Trolleybuses are essentially buses run by electricity, they are connected to the electricity by overhead wires. They can take you almost anywhere in Kyiv and are frequent and reliable. They run between the hours of 06:00-22:00. Each journey on the trolleybus costs 3 UAH and this is paid to the driver. If the trolleybus is especially full and you get on in the middle of the trolleybus then this is passed down to the driver by each passenger. Good old fashioned team work. Alternatively, you can buy tickets from kiosks and these are punched by the driver.
Needless to say that, if you are not in a rush to get anywhere then walking is the best transport method for exploring the city.

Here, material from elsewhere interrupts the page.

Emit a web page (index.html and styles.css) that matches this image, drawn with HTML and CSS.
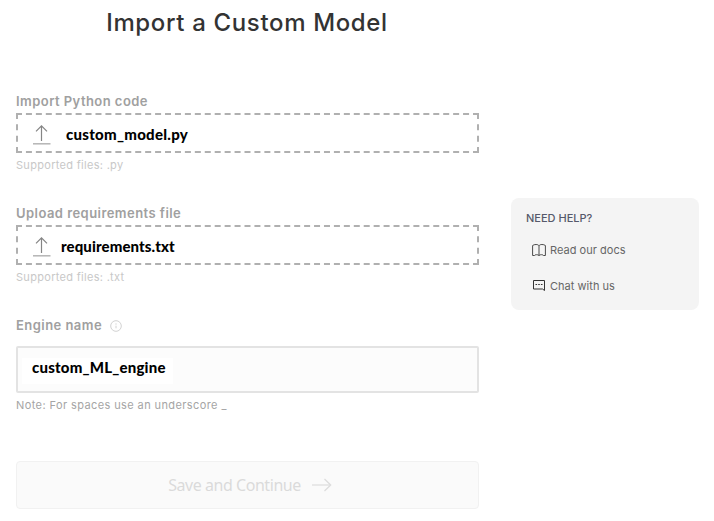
FILE: index.html
```html
<!DOCTYPE html>
<html lang="en">
<head>
<meta charset="utf-8">
<title>Import a Custom Model</title>
<link rel="stylesheet" href="styles.css">
</head>
<body>
<main class="page">
  <form class="form">
    <h1 class="title"><span>Import a Custom Model</span></h1>
    <section class="field">
      <div class="label"><span>Import Python code</span></div>
      <div class="drop">
        <svg class="upload" width="18" height="22" viewBox="0 0 18 22" fill="none"><path d="M8.500 18V3M3 8.300L8.500 2.800l5.500 5.500" stroke="#858585" stroke-width="1.2"/><path d="M0 20.800h17.500" stroke="#b5b5b5" stroke-width="1.5"/></svg>
        <span class="file file-model">custom_model.py</span>
      </div>
      <div class="hint"><span>Supported files: .py</span></div>
    </section>
    <section class="field">
      <div class="label"><span>Upload requirements file</span></div>
      <div class="drop">
        <svg class="upload" width="18" height="22" viewBox="0 0 18 22" fill="none"><path d="M8.500 18V3M3 8.300L8.500 2.800l5.500 5.500" stroke="#858585" stroke-width="1.2"/><path d="M0 20.800h17.500" stroke="#b5b5b5" stroke-width="1.5"/></svg>
        <span class="file file-req">requirements.txt</span>
      </div>
      <div class="hint"><span>Supported files: .txt</span></div>
    </section>
    <section class="engine">
      <div class="label"><span>Engine name</span>
        <svg class="info" width="12" height="12" viewBox="0 0 12 12" fill="none"><circle cx="6" cy="6" r="5.300" stroke="#d2d2d2"/><path d="M6 3.400v1.300M6 5.700v2.600" stroke="#d2d2d2"/></svg>
      </div>
      <div class="input"><span class="value"><span class="file file-engine">custom_ML_engine</span></span></div>
      <div class="hint note"><span>Note: For spaces use an underscore _</span></div>
    </section>
    <button class="save" type="button"><span>Save and Continue</span>
      <svg width="20" height="14" viewBox="0 0 20 14" fill="none"><path d="M0 7h18.500" stroke="#e4e4e4" stroke-width="1.600"/><path d="M12.500 1L18.700 7l-6.200 6" stroke="#dcdcdc" stroke-width="1.300"/></svg>
    </button>
  </form>
  <aside class="help">
    <h2 class="help-title"><span>NEED HELP?</span></h2>
    <a class="link"><svg width="14" height="14" viewBox="0 0 14 14" fill="none" stroke="#4a4a4a"><path d="M7 2.800v9.700M7 2.800C6.500 1.800 5.200 1.500 4 1.500S1.500 1.800.6 2.500v10h2c0-1 3.200-1.200 4.400 0 1.200-1.200 4.400-1 4.400 0h2v-10c-.9-.7-2.200-1-3.400-1s-2.500.3-3 1.300z"/></svg><span>Read our docs</span></a>
    <a class="link chat"><svg width="14" height="14" viewBox="0 0 14 14" fill="none" stroke="#333"><path d="M1.500 1.500h11v10l-2-1.500h-9z"/><path d="M3.500 5.500h7" stroke-dasharray="1.600 1.100" stroke-width="1.100"/></svg><span>Chat with us</span></a>
  </aside>
</main>
</body>
</html>
```
FILE: styles.css
```css
* { box-sizing: border-box; }
body { margin: 0; background: #fff; font-family: Inter, sans-serif; }
.page { display: flex; gap: 32px; align-items: flex-start; padding: 0 15px 0 16px; width: 714px; height: 521px; overflow: hidden; }
.form { width: 463px; }
.title { margin: 0; height: 93px; padding: 7px 1px 0 0; text-align: center; font-size: 24px; line-height: 31px; font-weight: 500; letter-spacing: .65px; color: #333; }
.field { height: 112px; }
.label { display: flex; align-items: center; height: 20px; padding-bottom: 3px; font-size: 13px; line-height: 17px; font-weight: 600; letter-spacing: .45px; color: #a0a0a0; }
.drop { display: flex; align-items: center; height: 40px; padding-left: 15px; border: 2px dashed #b0b0b0; }
.upload { flex: none; margin-top: 2px; }
.file { font-family: Lato, sans-serif; font-size: 15px; line-height: 20px; font-weight: 900; letter-spacing: .2px; color: #000; white-space: nowrap; }
.file-model { margin: 2px 0 0 15px; letter-spacing: .27px; }
.file-req { margin: 1px 0 0 10px; letter-spacing: .1px; }
.hint { height: 24px; padding-top: 4px; font-size: 11px; line-height: 16px; letter-spacing: .3px; color: #c8c8c8; }
.engine { height: 144px; }
.info { margin-left: 8px; }
.input { display: flex; align-items: center; height: 47px; margin-top: 9px; padding-left: 4px; border: 2px solid #e3e3e3; border-radius: 2px; background: #fcfcfc; }
.value { display: flex; align-items: center; width: 151px; height: 26px; margin-top: 2px; padding-left: 10px; background: #fff; }
.file-engine { margin-top: -7px; }
.note { letter-spacing: .4px; color: #a5a5a5; }
.save { display: flex; align-items: center; justify-content: center; gap: 11px; width: 100%; height: 48px; padding: 0 0 0 5px; border: 1px solid #f1f1f1; border-radius: 4px; background: #fafafa; color: #dadada; font: 400 16px/22px "Noto Sans", sans-serif; letter-spacing: -.45px; }
.help { width: 188px; height: 112px; margin-top: 198px; padding: 12px 15px; border-radius: 8px; background: #f4f4f4; }
.help-title { margin: 0 0 15px; font-size: 11px; line-height: 16px; font-weight: 500; color: #56596b; }
.link { display: flex; align-items: center; gap: 4px; height: 18px; margin-left: 6px; font-size: 11px; line-height: 16px; color: #666; letter-spacing: .03px; }
.chat { margin-top: 18px; }
```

Kyiv has some fairly steep streets so I would advise that you wear sensible shoes. You will see lots of young Ukrainian girls tottering around in sky scraper heels – honestly, I don’t know how they do it!
The Funicular in Kyiv is one of only two in the entire country. The second one is located in Odessa. The Funicular is an easy to get from the upper part of the town to the city centre and vice versa. The trip lasts approximately 3 minutes costs 3UAH. You need to buy a token and put this into the turnstile before getting on. The Funicular is perfect if you have walked down Andriy’s Descent and don’t have the energy to walk all the way back up to get to the centre.
If you have any questions about transport in Kyiv please make a comment on the article, and I will try to help as much as I can.
Useful words and phrases for using transport in Kyiv
Вокзал – Vokzal – Train Station (You can follow this with the name of the station)
Метро– Metro – Metro (You can follow this with the name of the station)
Каса – Kasa – Cashier/Ticket office
Скілький це коштує до …? – Skil’ky tse koshtuye do …? – What is the cost to…?
Я б хотів одін квиток до.. – Ya b khotiv odin kvytok do … – I’d like one ticket to…
Майдан – Maidan – Independence Square
Міжнародний виставковий центр – Mizhnarodniy vistavkoviy tsentr – International Exhibition Centre (ESC Venue)
Будь ласка, напишіть – Bud’ laska, Napishit’ – Please write it down
Bи говорите по Английски? – Vy hovorite po Anhliyskiy? – Do you speak English?